Exercise requirements: Search the material for the string "index", then report how many lines hold it, with no other text.

— start of Exercise material —

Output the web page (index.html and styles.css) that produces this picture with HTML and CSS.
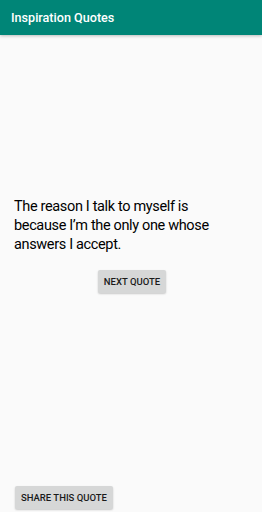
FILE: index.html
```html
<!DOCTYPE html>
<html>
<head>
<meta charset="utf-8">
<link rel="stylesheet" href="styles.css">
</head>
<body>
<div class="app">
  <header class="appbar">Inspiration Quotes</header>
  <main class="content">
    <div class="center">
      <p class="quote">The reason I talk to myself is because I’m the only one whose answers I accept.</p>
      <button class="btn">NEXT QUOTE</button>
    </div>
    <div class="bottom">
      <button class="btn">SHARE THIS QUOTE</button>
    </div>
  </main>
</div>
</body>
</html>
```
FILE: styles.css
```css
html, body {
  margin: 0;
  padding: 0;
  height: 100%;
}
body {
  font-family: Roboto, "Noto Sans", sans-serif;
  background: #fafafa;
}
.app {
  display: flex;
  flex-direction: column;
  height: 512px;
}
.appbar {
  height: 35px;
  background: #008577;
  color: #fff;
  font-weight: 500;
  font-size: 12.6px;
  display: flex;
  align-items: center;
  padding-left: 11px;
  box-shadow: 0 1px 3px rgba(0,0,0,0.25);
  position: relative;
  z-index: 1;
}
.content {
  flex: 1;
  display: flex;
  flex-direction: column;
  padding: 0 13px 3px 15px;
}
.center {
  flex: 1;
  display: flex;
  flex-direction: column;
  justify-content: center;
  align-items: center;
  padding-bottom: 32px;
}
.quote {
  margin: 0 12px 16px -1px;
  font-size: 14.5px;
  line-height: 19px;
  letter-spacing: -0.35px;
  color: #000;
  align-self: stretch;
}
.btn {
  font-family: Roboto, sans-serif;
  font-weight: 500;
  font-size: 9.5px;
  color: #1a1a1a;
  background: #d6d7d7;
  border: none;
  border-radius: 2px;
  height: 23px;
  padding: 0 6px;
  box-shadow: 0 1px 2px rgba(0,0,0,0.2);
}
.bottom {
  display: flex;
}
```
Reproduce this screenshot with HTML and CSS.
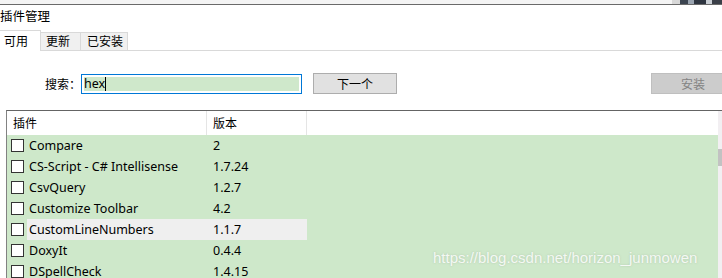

— end of Exercise material —

Problem solution: 3